« Quelle est l’opérationnalité du concept de résilience ? » s’interrogeait Chloë Voisin-Bormuth, Directrice de la recherche à la Fabrique de la Cité, le 12 février 2020 au Forum Urbain Mondial d’Abu Dhabi. Cette question peut surprendre : de nombreuses villes étant venues à Abu Dhabi pour présenter leur stratégie de résilience et la fondation Rockefeller y ayant annoncé la création de son nouveau réseau de villes résilientes, le Global Resilient Cities Network, peut-on douter que la résilience est un moteur efficace pour l’action ? Certainement pas, affirme Chloë Voisin-Bormuth: il est certain que le concept de résilience a permis de lever de nombreuses difficultés liées à une certaine gestion des risques poursuivant l’ambition de risque zéro – notamment celle d’arriver à prendre des mesures même quand tout ne peut être maîtrisé et de fédérer des acteurs très différents autour d’un programme d’actions transversales.
Pourtant, la séduction qu’opère le concept de résilience est justement ce qui risque de limiter son opérationnalité. La résilience propose en effet un projet très positif et valorisant : réussir à résister et à s’adapter à un choc et par-delà l’épreuve, devenir meilleur (Build back better). Mais Chloë Voisin-Bormuth a montré que ne se concentrer que sur cette dimension de la résilience risque de conduire à différentes impasses : d’une part, celle de distribuer les bons points (pour les résilients) et les mauvais (pour ceux qui n’arrivent pas à être résilients) sans analyser les raisons structurelles qui expliquent la capacité à surmonter une épreuve ; d’autre part, celle d’éviter de poser la question complexe et très politique du risque acceptable alors même que la richesse même du concept de résilience vient de ce qu’il assume la perte consécutive au choc ; enfin, celle de réduire la résilience à un projet technique et à une série de bonnes pratiques, alors que la résilience est avant tout un projet de société au centre duquel se trouve le facteur humain.

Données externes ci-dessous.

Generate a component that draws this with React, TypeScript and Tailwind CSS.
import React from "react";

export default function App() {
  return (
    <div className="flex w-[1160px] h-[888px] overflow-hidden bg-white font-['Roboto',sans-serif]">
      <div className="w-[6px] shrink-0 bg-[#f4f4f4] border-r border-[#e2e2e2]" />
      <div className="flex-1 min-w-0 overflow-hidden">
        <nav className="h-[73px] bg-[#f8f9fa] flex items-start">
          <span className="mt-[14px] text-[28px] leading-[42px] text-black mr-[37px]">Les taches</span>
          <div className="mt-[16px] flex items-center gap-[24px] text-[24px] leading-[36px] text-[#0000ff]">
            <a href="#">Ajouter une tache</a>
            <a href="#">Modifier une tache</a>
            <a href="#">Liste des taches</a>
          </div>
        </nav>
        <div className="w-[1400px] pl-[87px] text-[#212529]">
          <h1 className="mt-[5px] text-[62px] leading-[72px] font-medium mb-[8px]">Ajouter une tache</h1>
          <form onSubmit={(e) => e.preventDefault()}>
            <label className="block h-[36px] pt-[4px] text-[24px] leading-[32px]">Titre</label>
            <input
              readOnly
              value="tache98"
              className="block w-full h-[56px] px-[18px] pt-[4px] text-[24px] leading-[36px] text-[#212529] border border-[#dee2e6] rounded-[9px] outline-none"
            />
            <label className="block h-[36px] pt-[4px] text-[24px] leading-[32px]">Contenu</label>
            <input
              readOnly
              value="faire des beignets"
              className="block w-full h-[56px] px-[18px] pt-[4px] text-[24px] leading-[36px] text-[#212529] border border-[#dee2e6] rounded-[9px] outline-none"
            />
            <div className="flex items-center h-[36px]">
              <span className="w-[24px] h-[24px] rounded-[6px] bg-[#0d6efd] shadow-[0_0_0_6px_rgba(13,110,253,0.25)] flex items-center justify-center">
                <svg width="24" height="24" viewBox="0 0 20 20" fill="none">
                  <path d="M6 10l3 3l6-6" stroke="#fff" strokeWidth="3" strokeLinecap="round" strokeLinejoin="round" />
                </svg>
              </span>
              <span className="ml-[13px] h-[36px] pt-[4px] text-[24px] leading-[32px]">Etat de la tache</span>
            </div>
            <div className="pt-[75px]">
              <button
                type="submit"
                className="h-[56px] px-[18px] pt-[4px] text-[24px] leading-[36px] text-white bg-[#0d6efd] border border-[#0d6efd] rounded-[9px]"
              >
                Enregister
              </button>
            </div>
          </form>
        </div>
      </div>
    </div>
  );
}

L’opérationnalité de la résilience est réelle, les présentations des villes au Forum Urbain Mondial l’ont montré. Toutefois, comme tout projet de société, ses présupposés doivent être explicités et faire l’objet d’un véritable débat. Les cas de Pittsburgh et de Hambourg sont à cet égard particulièrement inspirants a rappelé Chloë Voisin-Bormuth. En ce sens, le renforcement des différents réseaux de villes résilientes et leur élargissement à d’autres partenariats, dont la société civile, est une bonne nouvelle : l’échange d’expérience et la mise à distance critique ainsi permis peuvent servir de base à ce débat nécessaire.